Après les violentes manifestations du mois de juillet 2014, à Mandalay, qui ont fait deux morts et 14 blessés, selon les autorités, le président Thein Sein a déclaré: «Des mesures seront prises contre ceux qui menacent la stabilité de l’Etat plutôt que d’établir définitivement la liberté de la presse». Ces déclarations ont rendu nerveux les activistes en faveur de la démocratie. «Notre message est d’être prudent, pas silencieux», a exprimé Nay Phone Latt, un blogueur et militant qui a dirigé la campagne de Panzagar. «Nous venons d’obtenir la liberté d’expression et nous ne voulons pas être réduits au silence».

Les violentes attaques qui se sont déroulées dans la partie majoritairement bouddhiste de Birmanie ont engendré plus de 200 morts, ces dernières années. La majorité des victimes étaient des musulmans Rohingyas. A la suite de ces violences, le moine bouddhiste, Ashin Wirathu, surnommé «La figure du terrorisme bouddhiste» dans un article controversé du Time magazine, a attiré l’attention. Ce moine a publié des rumeurs sur sa page Facebook publique au sujet de femmes bouddhistes qui auraient été violées par des hommes musulmans.

Les réseaux sociaux ne sont pas à la base de la violence

Mais selon Nay Phone Latt, il serait simpliste d’imaginer que ce sont les messages publiés sur les réseaux sociaux qui sont à la base des violences. «Les médias en ligne ne sont qu’un outil. Les gens les utilisent pour transmettre leurs messages. S’il n’y a pas internet, ils trouveront un autre moyen, mais le web permet de communiquer très rapidement et de toucher beaucoup de personnes».

Ashin Wirathu et l’organisation de moines Ma Ba Tha (un comité pour la protection de la nationalité et de la religion) sont actifs sur internet et dans les espaces publics. Par le biais des dvds ainsi que de sermons dans les rues, ils mélangent les appels pour un renouveau des pratiques bouddhistes avec la critique des musulmans.

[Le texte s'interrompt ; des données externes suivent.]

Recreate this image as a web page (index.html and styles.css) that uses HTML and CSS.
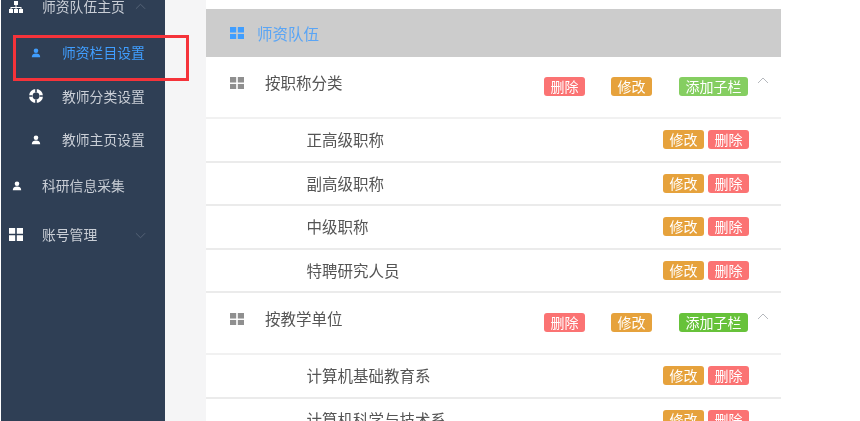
FILE: index.html
```html
<!DOCTYPE html>
<html lang="zh-CN">
<head>
  <meta charset="UTF-8">
  <title>师资队伍</title>
  <link rel="stylesheet" href="styles.css">
</head>
<body>

  <svg class="defs" width="0" height="0">
    <symbol id="i-user" viewBox="0 0 10 10">
      <circle cx="5" cy="2.8" r="2.3"/>
      <path d="M0.8 9.2C0.8 6.6 2.6 5.6 5 5.6S9.2 6.6 9.2 9.2Z"/>
    </symbol>
    <symbol id="i-grid" viewBox="0 0 14 14" preserveAspectRatio="none">
      <rect x="0" y="0" width="6.2" height="6.2"/>
      <rect x="7.8" y="0" width="6.2" height="6.2"/>
      <rect x="0" y="7.8" width="6.2" height="6.2"/>
      <rect x="7.8" y="7.8" width="6.2" height="6.2"/>
    </symbol>
    <symbol id="i-tree" viewBox="0 0 14 12">
      <rect x="5" y="0" width="4" height="4"/>
      <rect x="0" y="8" width="4" height="4"/>
      <rect x="5" y="8" width="4" height="4"/>
      <rect x="10" y="8" width="4" height="4"/>
      <path d="M6.5 4h1v2H12.5v2h-1V7h-4v1h-1V7h-4v1h-1V6h5z"/>
    </symbol>
    <symbol id="i-ring" viewBox="0 0 14 14">
      <path fill-rule="evenodd" d="M7 0a7 7 0 1 0 0 14A7 7 0 0 0 7 0Zm0 3.6a3.4 3.4 0 1 1 0 6.8 3.4 3.4 0 0 1 0-6.8Z"/>
      <path class="ring-cut" d="M7 0V3.4M7 10.6V14M0 7H3.4M10.6 7H14"/>
    </symbol>
  </svg>

  <div class="page">
    <aside class="sidebar">
      <div class="menu-item">
        <svg class="ico ico-tree"><use href="#i-tree"/></svg>
        <span class="menu-label">师资队伍主页</span>
        <svg class="arrow" viewBox="0 0 12 7"><path d="M1 6 6 1l5 5"/></svg>
      </div>
      <div class="sub-item active">
        <svg class="ico ico-user"><use href="#i-user"/></svg>
        <span>师资栏目设置</span>
      </div>
      <div class="sub-item">
        <svg class="ico ico-ring"><use href="#i-ring"/></svg>
        <span>教师分类设置</span>
      </div>
      <div class="sub-item">
        <svg class="ico ico-user"><use href="#i-user"/></svg>
        <span>教师主页设置</span>
      </div>
      <div class="menu-item">
        <svg class="ico ico-user"><use href="#i-user"/></svg>
        <span class="menu-label">科研信息采集</span>
      </div>
      <div class="menu-item">
        <svg class="ico ico-grid"><use href="#i-grid"/></svg>
        <span class="menu-label">账号管理</span>
        <svg class="arrow" viewBox="0 0 12 7"><path d="M1 1l5 5 5-5"/></svg>
      </div>
    </aside>

    <main class="content">
      <div class="panel-head">
        <svg class="grid-ico"><use href="#i-grid"/></svg>
        <span>师资队伍</span>
      </div>

      <div class="group">
        <svg class="grid-ico"><use href="#i-grid"/></svg>
        <span class="group-name">按职称分类</span>
        <span class="tag red">删除</span>
        <span class="tag orange">修改</span>
        <span class="tag light-green">添加子栏</span>
        <svg class="group-arrow" viewBox="0 0 12 7"><path d="M1 6 6 1l5 5"/></svg>
      </div>
      <div class="row"><span class="row-name">正高级职称</span><span class="tag orange">修改</span><span class="tag red">删除</span></div>
      <div class="row"><span class="row-name">副高级职称</span><span class="tag orange">修改</span><span class="tag red">删除</span></div>
      <div class="row"><span class="row-name">中级职称</span><span class="tag orange">修改</span><span class="tag red">删除</span></div>
      <div class="row"><span class="row-name">特聘研究人员</span><span class="tag orange">修改</span><span class="tag red">删除</span></div>

      <div class="group">
        <svg class="grid-ico"><use href="#i-grid"/></svg>
        <span class="group-name">按教学单位</span>
        <span class="tag red">删除</span>
        <span class="tag orange">修改</span>
        <span class="tag green">添加子栏</span>
        <svg class="group-arrow" viewBox="0 0 12 7"><path d="M1 6 6 1l5 5"/></svg>
      </div>
      <div class="row"><span class="row-name">计算机基础教育系</span><span class="tag orange">修改</span><span class="tag red">删除</span></div>
      <div class="row"><span class="row-name">计算机科学与技术系</span><span class="tag orange">修改</span><span class="tag red">删除</span></div>
    </main>
  </div>

  <div class="highlight"></div>

</body>
</html>
```

FILE: styles.css
```css
html, body {
  margin: 0;
  padding: 0;
  height: 421px;
  overflow: hidden;
  background: #fff;
}
body {
  font-family: "Noto Sans CJK SC", "Noto Sans", sans-serif;
  font-size: 15.5px;
}
.defs { position: absolute; }

.page {
  display: flex;
  height: 421px;
  overflow: hidden;
  padding-left: 1px;
  filter: blur(0.5px);
}

/* sidebar, scrolled a little past its top */
.sidebar {
  flex: 0 0 164px;
  background: #2f3f55;
  color: #c9ced6;
  font-size: 13.8px;
  line-height: 20px;
  overflow: hidden;
}
.menu-item {
  display: flex;
  align-items: center;
  height: 49px;
  padding-left: 8px;
  position: relative;
}
.menu-item:first-child { margin-top: -18px; height: 50px; }
.menu-label { position: absolute; left: 41px; top: 12px; }
.menu-item .ico-user { margin-left: 3px; margin-top: -2px; }
.menu-item .ico-grid { margin-top: -3px; }
.menu-item:first-child .menu-label { top: 14px; }
.arrow {
  position: absolute;
  left: 134px;
  top: 50%;
  width: 11px;
  height: 7px;
  margin-top: -4px;
  fill: none;
  stroke: #59677a;
  stroke-width: 1;
}
.sub-item {
  display: flex;
  align-items: center;
  height: 43.5px;
  padding-left: 29px;
  position: relative;
}
.sub-item span { position: absolute; left: 61px; top: 10px; }
.sub-item.active { color: #409eff; }
.ico { fill: #fff; display: block; flex: none; }
.active .ico { fill: #409eff; }
.ico-user { width: 10px; height: 10px; margin-left: 1px; margin-top: -1px; }
.ico-grid { width: 14px; height: 13px; }
.ico-tree { width: 14px; height: 12px; }
.ico-ring { width: 14px; height: 14px; margin-left: -1px; margin-top: -2px; }
.ring-cut { stroke: #2f3f55; stroke-width: 1.6; }

/* main column */
.content {
  width: 575px;
  margin-left: 41px;
  padding-top: 9px;
  background: #fff;
  box-shadow: -41px 0 0 #f5f5f6, -1px 0 0 #e9e9ee;
  color: #555;
}
.panel-head {
  display: flex;
  align-items: center;
  height: 48px;
  padding-left: 24px;
  background: #ccc;
  color: #5aa5f5;
}
.panel-head .grid-ico { fill: #409eff; margin-right: 13px; }
.grid-ico { width: 14px; height: 12.5px; fill: #8f8f8f; flex: none; }

.group {
  display: flex;
  align-items: center;
  height: 60px;
  padding-left: 24px;
  padding-right: 12px;
  border-bottom: 2px solid #f1f1f1;
  position: relative;
}
.group .grid-ico { margin-top: -8px; }
.group-name { margin-left: 21px; margin-top: -11px; margin-right: auto; }
.group .tag { margin-left: 26px; margin-top: -1px; }
.group .tag:nth-of-type(4) { margin-left: 27px; }
.group-arrow {
  width: 12px;
  height: 7px;
  margin-left: 9px;
  margin-top: -14px;
  fill: none;
  stroke: #b5b8bd;
  stroke-width: 1;
}

.row {
  display: flex;
  align-items: center;
  gap: 4px;
  height: 41.5px;
  padding-left: 100.5px;
  padding-right: 32px;
  border-bottom: 2px solid #ebebeb;
}
.row-name { margin-right: auto; margin-top: -1px; }

.tag {
  display: inline-block;
  height: 19px;
  line-height: 19px;
  padding: 0 6.5px;
  border-radius: 3px;
  font-size: 14px;
  color: #fff;
  white-space: nowrap;
}
.red { background: #fb7373; }
.orange { background: #e6a23c; }
.green { background: #67c23a; }
.light-green { background: #85ce61; }

/* annotation drawn over the screenshot */
.highlight {
  position: absolute;
  left: 13px;
  top: 35px;
  width: 170px;
  height: 40px;
  border: 3px solid #f5333a;
}
```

Certaines techniques d’organisation de Panzagar, y compris les nouvelles vignettes sur Facebook, s’inspirent directement de celle de leur adversaire. En téléchargeant du matériel sur la page Facebook de Panzagar, des groupes de jeunes locaux, résidant dans l’Etat Kachin et à Mandalay ont imprimé leurs propres T-shirts ainsi que des tracts. Le groupe «La jeunesse et l’harmonie sociale» a mené une campagne qui a atteint 56 villes et villages. La propre page Facebook de l’association a recueilli plus de 14'000 «J’aime».

Une campagne pour les citoyens

«Je suis bouddhiste, mais je suis contre les bouddhistes extrémistes», souligne Nay Phone Latt. «Nous faisons cette campagne pas en tant que bouddhistes ou que musulmans, mais en tant que citoyens birmans». Panzagar a reçu l’appui de plusieurs célébrités birmanes par le biais de deux chansons, «Nous sommes tous humains» et «Message de paix», dont la sortie est prévue pour le début de l’année. Au mois de juin, l’association a reçu le prix du citoyen birman, une récompense annuelle octroyée par des Birmans qui vivent à l’étranger.

Mais, leurs opposants ont créé une fausse page Facebook avec le nom de Panzagar. Cet incident a démontré que «les messages de haine sur internet sont systématiquement organisés en Birmanie», a relevé Matt Schissler, un conseiller du groupe de la société civile Paung Ku. Quand l’association pacifique a signalé à Facebook l’existence de cette supercherie, la page a été supprimée et les «J’aime» ont été ajoutés à la page officielle. «Panzagar construit la paix pour vaincre la haine», a précisé Ko Thit Sar, un jeune musulman, bénévole dans le cadre de la campagne. «Lorsque le gouvernement et la communauté permettent les discours haineux et que personne ne s’y oppose, cela mène à la discrimination».